[DATASET SECTION start]
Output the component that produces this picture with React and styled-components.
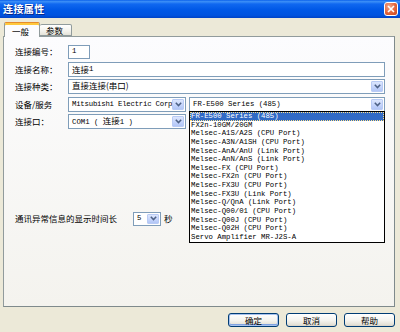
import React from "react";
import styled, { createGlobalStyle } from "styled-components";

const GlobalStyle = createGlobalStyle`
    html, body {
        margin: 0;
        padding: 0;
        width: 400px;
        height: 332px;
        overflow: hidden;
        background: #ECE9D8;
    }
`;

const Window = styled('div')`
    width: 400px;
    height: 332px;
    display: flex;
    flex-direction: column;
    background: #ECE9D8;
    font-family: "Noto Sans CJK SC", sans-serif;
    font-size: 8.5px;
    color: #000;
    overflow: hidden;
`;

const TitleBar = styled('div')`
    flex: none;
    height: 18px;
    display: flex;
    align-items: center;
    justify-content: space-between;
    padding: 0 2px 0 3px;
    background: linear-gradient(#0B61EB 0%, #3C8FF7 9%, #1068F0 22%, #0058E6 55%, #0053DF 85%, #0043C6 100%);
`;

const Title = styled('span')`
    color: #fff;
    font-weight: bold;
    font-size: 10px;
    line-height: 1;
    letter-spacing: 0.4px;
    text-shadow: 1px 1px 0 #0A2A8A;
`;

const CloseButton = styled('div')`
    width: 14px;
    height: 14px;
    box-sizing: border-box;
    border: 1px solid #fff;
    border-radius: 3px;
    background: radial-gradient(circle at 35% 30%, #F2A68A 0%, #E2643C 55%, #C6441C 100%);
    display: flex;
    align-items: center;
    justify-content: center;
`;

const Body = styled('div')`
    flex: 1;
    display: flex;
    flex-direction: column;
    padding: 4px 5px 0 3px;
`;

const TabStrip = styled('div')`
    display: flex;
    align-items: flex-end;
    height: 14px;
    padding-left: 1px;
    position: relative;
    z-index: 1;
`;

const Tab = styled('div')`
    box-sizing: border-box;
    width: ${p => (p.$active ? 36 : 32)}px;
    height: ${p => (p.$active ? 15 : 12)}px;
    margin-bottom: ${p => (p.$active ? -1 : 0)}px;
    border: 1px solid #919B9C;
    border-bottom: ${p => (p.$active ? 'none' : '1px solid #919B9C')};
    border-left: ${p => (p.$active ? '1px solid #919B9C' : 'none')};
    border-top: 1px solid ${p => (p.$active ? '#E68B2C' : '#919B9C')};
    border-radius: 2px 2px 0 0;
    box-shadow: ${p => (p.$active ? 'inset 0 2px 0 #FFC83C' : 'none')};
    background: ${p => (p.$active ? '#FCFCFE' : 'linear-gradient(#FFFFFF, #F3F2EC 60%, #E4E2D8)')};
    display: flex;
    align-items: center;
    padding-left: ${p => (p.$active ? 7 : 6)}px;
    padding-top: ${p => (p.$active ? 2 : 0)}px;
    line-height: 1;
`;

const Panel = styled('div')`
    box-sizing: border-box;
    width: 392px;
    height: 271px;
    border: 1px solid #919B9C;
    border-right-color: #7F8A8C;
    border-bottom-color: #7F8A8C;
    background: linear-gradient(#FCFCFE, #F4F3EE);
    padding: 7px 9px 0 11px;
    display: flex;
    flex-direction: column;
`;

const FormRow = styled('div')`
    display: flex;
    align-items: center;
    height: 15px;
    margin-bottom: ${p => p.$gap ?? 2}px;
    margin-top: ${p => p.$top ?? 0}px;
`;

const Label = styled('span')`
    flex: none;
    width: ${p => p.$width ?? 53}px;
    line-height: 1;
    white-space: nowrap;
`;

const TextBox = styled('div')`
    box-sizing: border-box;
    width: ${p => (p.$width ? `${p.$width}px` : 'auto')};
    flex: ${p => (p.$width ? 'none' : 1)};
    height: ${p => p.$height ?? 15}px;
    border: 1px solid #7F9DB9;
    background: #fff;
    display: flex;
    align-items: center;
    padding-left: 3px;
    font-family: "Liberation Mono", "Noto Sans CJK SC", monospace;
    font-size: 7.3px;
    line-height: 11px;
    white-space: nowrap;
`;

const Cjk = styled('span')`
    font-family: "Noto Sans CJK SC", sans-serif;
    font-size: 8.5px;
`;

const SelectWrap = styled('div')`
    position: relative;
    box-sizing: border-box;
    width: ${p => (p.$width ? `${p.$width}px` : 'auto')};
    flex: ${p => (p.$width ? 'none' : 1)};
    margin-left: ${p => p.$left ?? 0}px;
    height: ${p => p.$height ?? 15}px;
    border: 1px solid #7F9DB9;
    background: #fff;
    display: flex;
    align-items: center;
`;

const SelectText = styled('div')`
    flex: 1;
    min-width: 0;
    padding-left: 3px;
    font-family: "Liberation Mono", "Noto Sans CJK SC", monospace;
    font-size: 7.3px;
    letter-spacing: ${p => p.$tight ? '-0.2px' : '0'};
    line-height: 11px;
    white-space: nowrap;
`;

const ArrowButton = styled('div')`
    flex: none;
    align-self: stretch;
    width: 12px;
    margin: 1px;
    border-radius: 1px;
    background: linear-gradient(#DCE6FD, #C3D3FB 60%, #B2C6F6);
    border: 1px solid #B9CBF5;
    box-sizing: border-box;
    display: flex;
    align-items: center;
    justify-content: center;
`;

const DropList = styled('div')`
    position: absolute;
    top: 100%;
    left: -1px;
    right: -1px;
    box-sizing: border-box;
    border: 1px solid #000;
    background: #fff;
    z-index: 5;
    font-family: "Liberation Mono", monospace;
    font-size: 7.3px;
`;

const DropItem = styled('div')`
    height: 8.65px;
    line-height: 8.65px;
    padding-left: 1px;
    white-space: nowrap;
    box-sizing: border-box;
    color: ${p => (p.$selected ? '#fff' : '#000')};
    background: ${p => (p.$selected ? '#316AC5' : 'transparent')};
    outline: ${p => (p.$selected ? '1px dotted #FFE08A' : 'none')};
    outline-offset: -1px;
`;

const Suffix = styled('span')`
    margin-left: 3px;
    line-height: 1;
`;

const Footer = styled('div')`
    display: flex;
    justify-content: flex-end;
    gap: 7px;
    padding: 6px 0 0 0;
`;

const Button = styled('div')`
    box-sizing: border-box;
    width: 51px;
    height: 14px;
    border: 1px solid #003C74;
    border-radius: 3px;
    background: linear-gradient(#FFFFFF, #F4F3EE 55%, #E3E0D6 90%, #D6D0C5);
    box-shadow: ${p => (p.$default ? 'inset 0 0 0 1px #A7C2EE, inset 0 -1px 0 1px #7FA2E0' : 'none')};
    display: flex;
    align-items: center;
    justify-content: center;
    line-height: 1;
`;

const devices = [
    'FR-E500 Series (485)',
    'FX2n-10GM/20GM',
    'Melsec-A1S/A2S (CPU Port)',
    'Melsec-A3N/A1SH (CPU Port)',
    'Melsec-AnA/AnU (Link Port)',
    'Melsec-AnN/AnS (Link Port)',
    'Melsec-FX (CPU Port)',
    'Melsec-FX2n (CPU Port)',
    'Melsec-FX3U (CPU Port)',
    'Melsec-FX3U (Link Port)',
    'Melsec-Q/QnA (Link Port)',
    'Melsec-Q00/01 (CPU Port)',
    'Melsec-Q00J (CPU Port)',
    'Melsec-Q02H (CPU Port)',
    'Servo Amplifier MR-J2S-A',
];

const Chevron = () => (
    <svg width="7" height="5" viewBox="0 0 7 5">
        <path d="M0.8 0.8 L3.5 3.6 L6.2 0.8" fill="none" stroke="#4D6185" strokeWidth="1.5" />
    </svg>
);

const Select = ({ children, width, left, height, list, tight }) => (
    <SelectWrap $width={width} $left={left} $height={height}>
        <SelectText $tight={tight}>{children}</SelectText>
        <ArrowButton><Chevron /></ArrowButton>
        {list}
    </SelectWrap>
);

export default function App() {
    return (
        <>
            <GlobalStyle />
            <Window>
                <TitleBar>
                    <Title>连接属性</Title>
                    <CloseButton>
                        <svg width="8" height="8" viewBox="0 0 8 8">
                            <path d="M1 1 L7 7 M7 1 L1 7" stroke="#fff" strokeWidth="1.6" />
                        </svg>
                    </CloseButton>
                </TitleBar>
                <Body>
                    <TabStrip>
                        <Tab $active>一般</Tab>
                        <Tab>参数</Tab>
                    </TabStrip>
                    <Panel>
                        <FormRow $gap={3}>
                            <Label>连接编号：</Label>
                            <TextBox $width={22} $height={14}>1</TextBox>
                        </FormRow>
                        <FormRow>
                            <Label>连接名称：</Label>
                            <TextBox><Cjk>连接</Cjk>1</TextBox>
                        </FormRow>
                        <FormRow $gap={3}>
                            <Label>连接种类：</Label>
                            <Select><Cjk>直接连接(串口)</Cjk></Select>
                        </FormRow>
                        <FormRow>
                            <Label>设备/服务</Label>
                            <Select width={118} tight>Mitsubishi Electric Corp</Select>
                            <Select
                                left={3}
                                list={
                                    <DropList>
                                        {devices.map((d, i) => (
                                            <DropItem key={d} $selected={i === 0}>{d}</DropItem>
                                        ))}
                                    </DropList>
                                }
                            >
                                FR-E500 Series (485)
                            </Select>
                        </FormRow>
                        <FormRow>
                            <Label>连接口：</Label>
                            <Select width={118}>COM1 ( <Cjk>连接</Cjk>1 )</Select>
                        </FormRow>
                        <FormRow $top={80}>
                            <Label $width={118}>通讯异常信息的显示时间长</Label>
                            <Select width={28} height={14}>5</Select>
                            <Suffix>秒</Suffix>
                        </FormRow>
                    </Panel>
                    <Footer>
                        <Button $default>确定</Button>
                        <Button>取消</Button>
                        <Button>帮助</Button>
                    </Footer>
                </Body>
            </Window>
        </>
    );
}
[DATASET SECTION end]
- WORK INSTRUCTIONS
Where a line of the material above holds the string "React", copy that line.

- SOLUTION
Output the component that produces this picture with React and styled-components.
import React from "react";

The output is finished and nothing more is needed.